- TO DO
Find out how many lines of the material contain the string "styles" and give only that figure.

---- PROVIDED DATA

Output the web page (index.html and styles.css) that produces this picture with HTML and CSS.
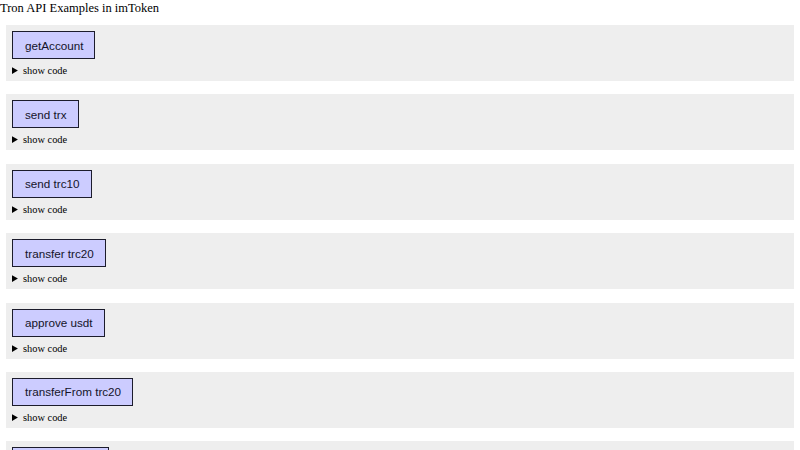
FILE: index.html
```html
<!DOCTYPE html>
<html lang="en">
<head>
    <meta charset="UTF-8">
    <meta name="viewport" content="width=device-width, initial-scale=1.0">
    <title>Tron API Examples in imToken</title>
    <link rel="stylesheet" href="styles.css">
</head>
<body>
    <div class="title">Tron API Examples in imToken</div>

    <div class="example">
        <button class="btn">getAccount</button>
        <details>
            <summary>show code</summary>
            <pre>const account = await tronWeb.trx.getAccount(tronWeb.defaultAddress.base58)</pre>
        </details>
    </div>

    <div class="example">
        <button class="btn">send trx</button>
        <details>
            <summary>show code</summary>
            <pre>tronWeb.trx.sendTransaction(to, amount)</pre>
        </details>
    </div>

    <div class="example">
        <button class="btn">send trc10</button>
        <details>
            <summary>show code</summary>
            <pre>tronWeb.trx.sendToken(to, amount, tokenID)</pre>
        </details>
    </div>

    <div class="example">
        <button class="btn">transfer trc20</button>
        <details>
            <summary>show code</summary>
            <pre>contract.transfer(to, amount).send()</pre>
        </details>
    </div>

    <div class="example">
        <button class="btn">approve usdt</button>
        <details>
            <summary>show code</summary>
            <pre>contract.approve(spender, amount).send()</pre>
        </details>
    </div>

    <div class="example">
        <button class="btn">transferFrom trc20</button>
        <details>
            <summary>show code</summary>
            <pre>contract.transferFrom(from, to, amount).send()</pre>
        </details>
    </div>

    <div class="example">
        <button class="btn">sign message</button>
        <details>
            <summary>show code</summary>
            <pre>tronWeb.trx.sign(message)</pre>
        </details>
    </div>
</body>
</html>
```

FILE: styles.css
```css
body {
    margin: 0;
    font-family: 'Liberation Serif', serif;
    color: #000;
    background: #fff;
}

.title {
    font-size: 12.5px;
    line-height: 16px;
    margin-bottom: 9px;
}

.example {
    background-color: #eee;
    margin: 0 6px 13.4px 6px;
    padding: 6px;
    height: 44px;
}

.btn {
    display: block;
    font-family: 'Liberation Sans', Arial, sans-serif;
    font-size: 11.7px;
    color: #14142a;
    background-color: #ccf;
    border: 1.6px solid #1c1c2c;
    padding: 0 11px 0 12px;
    height: 28px;
    margin-bottom: 3px;
}

details summary {
    font-size: 10.4px;
    line-height: 17px;
    cursor: pointer;
}

details pre {
    margin: 4px 0;
    font-size: 10px;
}
```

--------

- RESPONSE TO THE TASK
3